Si le producteur-investisseur est confiant, c’est que le cinéma français a le vent en poupe. Il reçoit notamment le soutien d’un système de financement quasiment unique au monde, mis en place en 1985 afin d’attirer des capitaux privés en permettant aux actionnaires des Sofica de bénéficier d’un avantage fiscal.
En 2021, les Sofica ont participé au financement de tous les films français sélectionnés au Festival de Cannes (sauf un), dont la Palme d’Or, Titane, et des sept films français sélectionnés à la Semaine de la Critique. Elles ont également aidé au financement de L’Événement, Lion d’or à Venise.
Et, bonne nouvelle pour les amateurs de cinéma français, les Sofica ont investi une somme record dans la création en 2022. Les douze sociétés de financement du cinéma et de l’audiovisuel agréées par Bercy en 2021 ont levé plus de 71 millions d’euros, à investir cette année, soit 11 millions de plus que l’année précédente.
Il faut dire que les parts de Sofica se vendent comme des petits pains. Les contribuables raffolent de ces produits de défiscalisation. Au point que les banques réservent ce placement à leurs meilleurs clients. Car si cet investissement est plutôt risqué et peu liquide, il fait l’objet d’une ristourne fiscale alléchante.
En contrepartie de la détention de parts de Sofica pendant au moins 5 ans, et dans la limite d’un plafond de versements de 18.000 euros (et 25% du revenu net global), le souscripteur peut réduire son impôt sur le revenu à hauteur de 30 à 48% du montant des versements nets, effectués au cours de l’année précédente. Soit une réduction maximale de 8.640 euros (taux de réduction de 48%) pour un investisseur, célibataire (ou veuf ou divorcé) ou en couple soumis à imposition commune, disposant d’un revenu net global d’au moins 72.000 euros.

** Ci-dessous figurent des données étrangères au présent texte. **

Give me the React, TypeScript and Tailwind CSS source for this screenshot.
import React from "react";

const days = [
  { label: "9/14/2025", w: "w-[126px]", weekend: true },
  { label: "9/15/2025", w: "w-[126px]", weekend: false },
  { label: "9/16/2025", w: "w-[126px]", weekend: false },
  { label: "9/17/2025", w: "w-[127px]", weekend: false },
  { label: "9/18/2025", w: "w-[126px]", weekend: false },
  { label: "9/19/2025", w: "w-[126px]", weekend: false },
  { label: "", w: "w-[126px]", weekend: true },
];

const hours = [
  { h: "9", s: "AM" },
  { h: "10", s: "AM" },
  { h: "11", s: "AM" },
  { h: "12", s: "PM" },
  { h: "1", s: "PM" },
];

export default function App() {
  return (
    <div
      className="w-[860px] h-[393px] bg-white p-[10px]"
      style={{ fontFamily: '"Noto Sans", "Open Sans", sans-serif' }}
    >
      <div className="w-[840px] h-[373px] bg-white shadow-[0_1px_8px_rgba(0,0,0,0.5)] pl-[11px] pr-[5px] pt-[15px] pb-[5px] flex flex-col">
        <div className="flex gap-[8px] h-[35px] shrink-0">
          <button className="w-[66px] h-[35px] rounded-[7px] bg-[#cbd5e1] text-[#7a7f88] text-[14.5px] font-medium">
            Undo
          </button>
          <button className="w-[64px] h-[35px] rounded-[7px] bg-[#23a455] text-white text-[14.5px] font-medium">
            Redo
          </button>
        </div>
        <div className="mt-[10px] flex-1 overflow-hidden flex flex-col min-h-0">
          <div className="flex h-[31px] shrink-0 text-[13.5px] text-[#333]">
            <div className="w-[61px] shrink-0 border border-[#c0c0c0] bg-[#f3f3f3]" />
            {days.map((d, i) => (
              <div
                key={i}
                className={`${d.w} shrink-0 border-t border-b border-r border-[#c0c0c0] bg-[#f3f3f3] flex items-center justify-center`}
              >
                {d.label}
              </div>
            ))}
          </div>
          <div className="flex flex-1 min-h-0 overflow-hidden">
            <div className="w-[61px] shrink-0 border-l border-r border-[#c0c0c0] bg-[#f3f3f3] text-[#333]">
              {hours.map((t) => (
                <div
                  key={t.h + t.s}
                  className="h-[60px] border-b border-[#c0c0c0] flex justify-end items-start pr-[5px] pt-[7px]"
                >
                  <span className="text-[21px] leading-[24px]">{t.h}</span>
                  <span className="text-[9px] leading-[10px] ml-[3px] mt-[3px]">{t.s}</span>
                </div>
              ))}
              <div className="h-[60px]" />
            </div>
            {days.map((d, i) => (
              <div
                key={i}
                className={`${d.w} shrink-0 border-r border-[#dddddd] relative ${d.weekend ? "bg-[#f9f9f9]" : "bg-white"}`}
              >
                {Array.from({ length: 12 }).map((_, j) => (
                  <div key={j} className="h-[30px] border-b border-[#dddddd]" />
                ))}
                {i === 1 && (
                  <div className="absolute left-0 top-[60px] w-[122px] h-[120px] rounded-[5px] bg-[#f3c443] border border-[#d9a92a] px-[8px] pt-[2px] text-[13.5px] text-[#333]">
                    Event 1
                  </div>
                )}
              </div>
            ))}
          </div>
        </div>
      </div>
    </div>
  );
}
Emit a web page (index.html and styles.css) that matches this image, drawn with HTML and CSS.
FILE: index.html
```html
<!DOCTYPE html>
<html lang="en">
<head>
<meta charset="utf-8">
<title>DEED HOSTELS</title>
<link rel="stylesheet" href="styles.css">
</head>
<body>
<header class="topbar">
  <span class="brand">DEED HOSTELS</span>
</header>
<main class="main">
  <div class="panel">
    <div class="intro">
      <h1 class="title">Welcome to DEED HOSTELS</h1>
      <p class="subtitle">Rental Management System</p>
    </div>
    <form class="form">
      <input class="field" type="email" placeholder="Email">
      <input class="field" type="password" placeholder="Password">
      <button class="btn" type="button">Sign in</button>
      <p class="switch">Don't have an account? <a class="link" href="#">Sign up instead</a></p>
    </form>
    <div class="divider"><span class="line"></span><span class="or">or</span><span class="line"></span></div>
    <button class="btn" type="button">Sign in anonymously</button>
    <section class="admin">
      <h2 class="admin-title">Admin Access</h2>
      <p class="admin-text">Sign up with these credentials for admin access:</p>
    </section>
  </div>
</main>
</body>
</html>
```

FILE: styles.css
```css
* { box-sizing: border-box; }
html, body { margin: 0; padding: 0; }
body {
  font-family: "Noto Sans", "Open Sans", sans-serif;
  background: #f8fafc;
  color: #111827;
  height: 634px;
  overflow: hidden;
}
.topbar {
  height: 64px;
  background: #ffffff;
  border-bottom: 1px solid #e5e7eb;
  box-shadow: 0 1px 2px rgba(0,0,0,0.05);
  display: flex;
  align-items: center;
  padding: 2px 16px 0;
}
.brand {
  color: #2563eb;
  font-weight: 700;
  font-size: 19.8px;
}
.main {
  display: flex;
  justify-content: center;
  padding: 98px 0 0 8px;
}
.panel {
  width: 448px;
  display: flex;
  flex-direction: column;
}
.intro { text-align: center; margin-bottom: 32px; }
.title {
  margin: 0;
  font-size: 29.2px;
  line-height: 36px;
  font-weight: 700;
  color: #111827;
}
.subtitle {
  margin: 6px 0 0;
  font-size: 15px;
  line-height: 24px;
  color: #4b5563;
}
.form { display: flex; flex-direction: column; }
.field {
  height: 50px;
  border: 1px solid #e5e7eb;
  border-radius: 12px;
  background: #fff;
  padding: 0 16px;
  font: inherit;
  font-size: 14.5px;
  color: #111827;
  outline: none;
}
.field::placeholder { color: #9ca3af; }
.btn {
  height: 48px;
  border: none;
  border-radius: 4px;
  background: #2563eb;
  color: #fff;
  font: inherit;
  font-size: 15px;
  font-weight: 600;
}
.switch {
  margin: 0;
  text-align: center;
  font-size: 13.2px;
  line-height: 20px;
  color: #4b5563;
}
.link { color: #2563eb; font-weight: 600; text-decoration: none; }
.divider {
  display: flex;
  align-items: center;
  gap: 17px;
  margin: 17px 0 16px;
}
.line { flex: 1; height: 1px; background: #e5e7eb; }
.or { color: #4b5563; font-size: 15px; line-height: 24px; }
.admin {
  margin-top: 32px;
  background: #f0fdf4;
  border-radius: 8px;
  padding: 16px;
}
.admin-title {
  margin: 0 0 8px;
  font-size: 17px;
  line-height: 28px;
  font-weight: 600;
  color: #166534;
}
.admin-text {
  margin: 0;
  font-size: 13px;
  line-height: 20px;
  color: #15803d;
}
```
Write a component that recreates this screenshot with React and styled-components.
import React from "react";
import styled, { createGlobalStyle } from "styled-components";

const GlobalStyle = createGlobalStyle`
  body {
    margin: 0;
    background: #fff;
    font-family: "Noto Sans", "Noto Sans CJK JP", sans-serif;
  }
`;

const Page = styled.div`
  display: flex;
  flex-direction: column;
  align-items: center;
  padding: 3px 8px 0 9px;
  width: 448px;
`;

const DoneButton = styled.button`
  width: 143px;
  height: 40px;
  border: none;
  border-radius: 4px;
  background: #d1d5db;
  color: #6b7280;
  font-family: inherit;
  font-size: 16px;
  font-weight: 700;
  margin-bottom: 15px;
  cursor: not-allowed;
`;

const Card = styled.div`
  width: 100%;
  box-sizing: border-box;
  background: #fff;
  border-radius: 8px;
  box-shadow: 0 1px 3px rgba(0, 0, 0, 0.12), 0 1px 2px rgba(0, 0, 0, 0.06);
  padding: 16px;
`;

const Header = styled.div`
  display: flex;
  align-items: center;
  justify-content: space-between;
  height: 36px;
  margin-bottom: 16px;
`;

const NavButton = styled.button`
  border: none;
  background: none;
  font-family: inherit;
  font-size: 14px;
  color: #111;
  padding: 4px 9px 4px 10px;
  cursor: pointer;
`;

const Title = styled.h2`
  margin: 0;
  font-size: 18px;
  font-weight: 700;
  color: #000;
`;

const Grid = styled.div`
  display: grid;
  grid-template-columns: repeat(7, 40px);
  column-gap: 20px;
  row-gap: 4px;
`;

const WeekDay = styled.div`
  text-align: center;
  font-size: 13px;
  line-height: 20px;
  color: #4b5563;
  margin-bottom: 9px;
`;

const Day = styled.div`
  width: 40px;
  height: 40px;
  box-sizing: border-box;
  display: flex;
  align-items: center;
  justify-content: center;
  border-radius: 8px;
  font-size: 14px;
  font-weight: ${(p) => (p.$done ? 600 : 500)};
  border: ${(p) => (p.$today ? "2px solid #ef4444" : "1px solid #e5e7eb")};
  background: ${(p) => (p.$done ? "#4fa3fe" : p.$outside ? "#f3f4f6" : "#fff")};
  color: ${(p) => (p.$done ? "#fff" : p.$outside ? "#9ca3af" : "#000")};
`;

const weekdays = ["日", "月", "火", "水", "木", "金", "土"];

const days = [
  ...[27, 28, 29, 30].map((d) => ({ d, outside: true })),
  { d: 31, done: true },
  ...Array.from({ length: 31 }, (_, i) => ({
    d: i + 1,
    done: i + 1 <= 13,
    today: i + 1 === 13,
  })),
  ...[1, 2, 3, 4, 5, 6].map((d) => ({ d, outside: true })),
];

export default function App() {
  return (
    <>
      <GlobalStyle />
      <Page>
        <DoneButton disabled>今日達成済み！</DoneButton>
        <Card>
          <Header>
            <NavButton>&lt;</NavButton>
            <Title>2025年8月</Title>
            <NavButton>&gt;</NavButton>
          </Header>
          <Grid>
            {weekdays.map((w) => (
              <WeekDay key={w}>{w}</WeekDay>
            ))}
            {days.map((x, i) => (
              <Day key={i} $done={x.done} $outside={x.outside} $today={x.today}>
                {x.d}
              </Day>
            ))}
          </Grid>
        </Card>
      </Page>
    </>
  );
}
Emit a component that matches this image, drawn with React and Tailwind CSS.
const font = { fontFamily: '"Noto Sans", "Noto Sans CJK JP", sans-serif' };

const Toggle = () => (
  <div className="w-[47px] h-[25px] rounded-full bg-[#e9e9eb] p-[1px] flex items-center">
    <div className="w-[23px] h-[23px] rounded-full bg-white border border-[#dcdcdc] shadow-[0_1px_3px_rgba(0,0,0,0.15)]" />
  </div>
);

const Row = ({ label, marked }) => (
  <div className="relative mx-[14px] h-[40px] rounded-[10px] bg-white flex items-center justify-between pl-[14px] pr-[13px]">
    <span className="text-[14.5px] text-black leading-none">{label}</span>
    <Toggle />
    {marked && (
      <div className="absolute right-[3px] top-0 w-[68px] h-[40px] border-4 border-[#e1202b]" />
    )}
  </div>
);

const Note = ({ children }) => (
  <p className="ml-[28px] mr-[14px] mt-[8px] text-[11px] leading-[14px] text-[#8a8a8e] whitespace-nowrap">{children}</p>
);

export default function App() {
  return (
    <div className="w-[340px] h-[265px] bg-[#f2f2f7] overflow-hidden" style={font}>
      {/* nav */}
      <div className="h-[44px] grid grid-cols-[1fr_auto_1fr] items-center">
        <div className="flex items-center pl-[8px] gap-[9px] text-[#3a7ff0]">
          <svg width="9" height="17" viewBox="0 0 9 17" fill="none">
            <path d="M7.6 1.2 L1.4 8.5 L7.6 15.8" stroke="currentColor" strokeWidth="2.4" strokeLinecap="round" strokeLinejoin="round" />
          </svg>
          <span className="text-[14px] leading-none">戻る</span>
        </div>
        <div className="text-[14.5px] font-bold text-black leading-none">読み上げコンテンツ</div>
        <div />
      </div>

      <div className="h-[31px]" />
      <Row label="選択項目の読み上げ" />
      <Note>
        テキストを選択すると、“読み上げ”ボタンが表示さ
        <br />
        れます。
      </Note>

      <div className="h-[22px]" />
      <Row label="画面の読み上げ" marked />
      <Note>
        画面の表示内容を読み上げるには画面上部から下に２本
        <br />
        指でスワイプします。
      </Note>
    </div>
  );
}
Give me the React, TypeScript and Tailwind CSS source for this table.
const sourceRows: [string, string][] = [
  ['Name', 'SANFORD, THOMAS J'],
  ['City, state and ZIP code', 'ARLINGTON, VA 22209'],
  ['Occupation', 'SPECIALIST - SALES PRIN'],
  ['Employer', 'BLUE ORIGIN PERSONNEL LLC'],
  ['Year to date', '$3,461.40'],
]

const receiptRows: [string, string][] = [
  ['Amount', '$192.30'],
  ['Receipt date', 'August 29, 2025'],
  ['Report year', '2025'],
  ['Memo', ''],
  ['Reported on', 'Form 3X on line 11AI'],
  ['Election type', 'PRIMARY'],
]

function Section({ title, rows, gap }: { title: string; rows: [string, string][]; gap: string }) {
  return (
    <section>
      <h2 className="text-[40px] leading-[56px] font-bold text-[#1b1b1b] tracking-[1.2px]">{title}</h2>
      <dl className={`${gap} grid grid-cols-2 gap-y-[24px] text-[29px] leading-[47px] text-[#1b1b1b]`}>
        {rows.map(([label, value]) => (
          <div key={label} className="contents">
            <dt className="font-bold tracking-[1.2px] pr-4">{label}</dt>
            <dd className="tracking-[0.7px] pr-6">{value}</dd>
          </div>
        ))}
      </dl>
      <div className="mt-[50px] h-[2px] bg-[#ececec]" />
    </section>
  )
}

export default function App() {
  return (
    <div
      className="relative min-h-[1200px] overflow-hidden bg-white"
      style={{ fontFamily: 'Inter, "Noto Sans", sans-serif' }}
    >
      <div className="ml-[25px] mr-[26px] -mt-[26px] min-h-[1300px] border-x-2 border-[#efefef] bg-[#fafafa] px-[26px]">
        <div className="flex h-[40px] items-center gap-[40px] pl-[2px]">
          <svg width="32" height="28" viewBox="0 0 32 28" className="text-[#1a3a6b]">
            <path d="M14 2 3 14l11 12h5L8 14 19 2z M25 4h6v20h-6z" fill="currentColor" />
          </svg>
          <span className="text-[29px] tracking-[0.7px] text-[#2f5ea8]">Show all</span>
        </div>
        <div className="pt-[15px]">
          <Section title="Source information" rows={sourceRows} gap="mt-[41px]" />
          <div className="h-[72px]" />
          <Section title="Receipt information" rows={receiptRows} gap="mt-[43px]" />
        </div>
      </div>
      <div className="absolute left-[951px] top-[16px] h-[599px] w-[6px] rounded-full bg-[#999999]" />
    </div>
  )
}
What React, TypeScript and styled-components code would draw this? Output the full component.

La réduction d’impôt maximale dépend des contraintes d’investissement qui pèsent sur la Sofica. Ainsi, celles proposant une réduction de 48% doivent consacrer au moins 10% de leurs investissements à la réalisation de séries ou à l’exportation des œuvres françaises à l’étranger.
«Je ne comprends pas l’engouement pour ce produit de défiscalisation, qui offre des performances limitées et très peu de visibilité», dénonce Georges Nemes, président de Patrimmofi, un cabinet de conseil en gestion de patrimoine.
«Une sortie anticipée avant la liquidation totale n’est pas autorisée par la Sofica. Le contribuable doit attendre en moyenne six ans pour récupérer son investissement, voire dix ans (soit la durée de vie maximum de la Sofica) en cas de retard sur le développement, l’exploitation ou la revente du catalogue de projets. Et pendant ce temps-là les frais s’accumulent», poursuit le gérant.
Avant de porter l’estocade : «La perte en capital est quasi certaine. Le rendement d’un investissement dans les Sofica provient uniquement de la réduction d’impôt acquise au moment de la souscription.»
Un constat sévère confirmé par un rapport rédigé par l’actuel directeur du CNC (Centre national du cinéma), l’organisme qui accrédite chaque année les Sofica. Selon le rapport Boutonnat, entre 2002 et 2011, les Sofica n’ont financé que des projets à perte. Pour celles créées entre 2002 à 2009, le souscripteur a récupéré à terme un capital inférieur au montant net investi: les parts ont été remboursées entre 40 et 90% de leur valeur initiale.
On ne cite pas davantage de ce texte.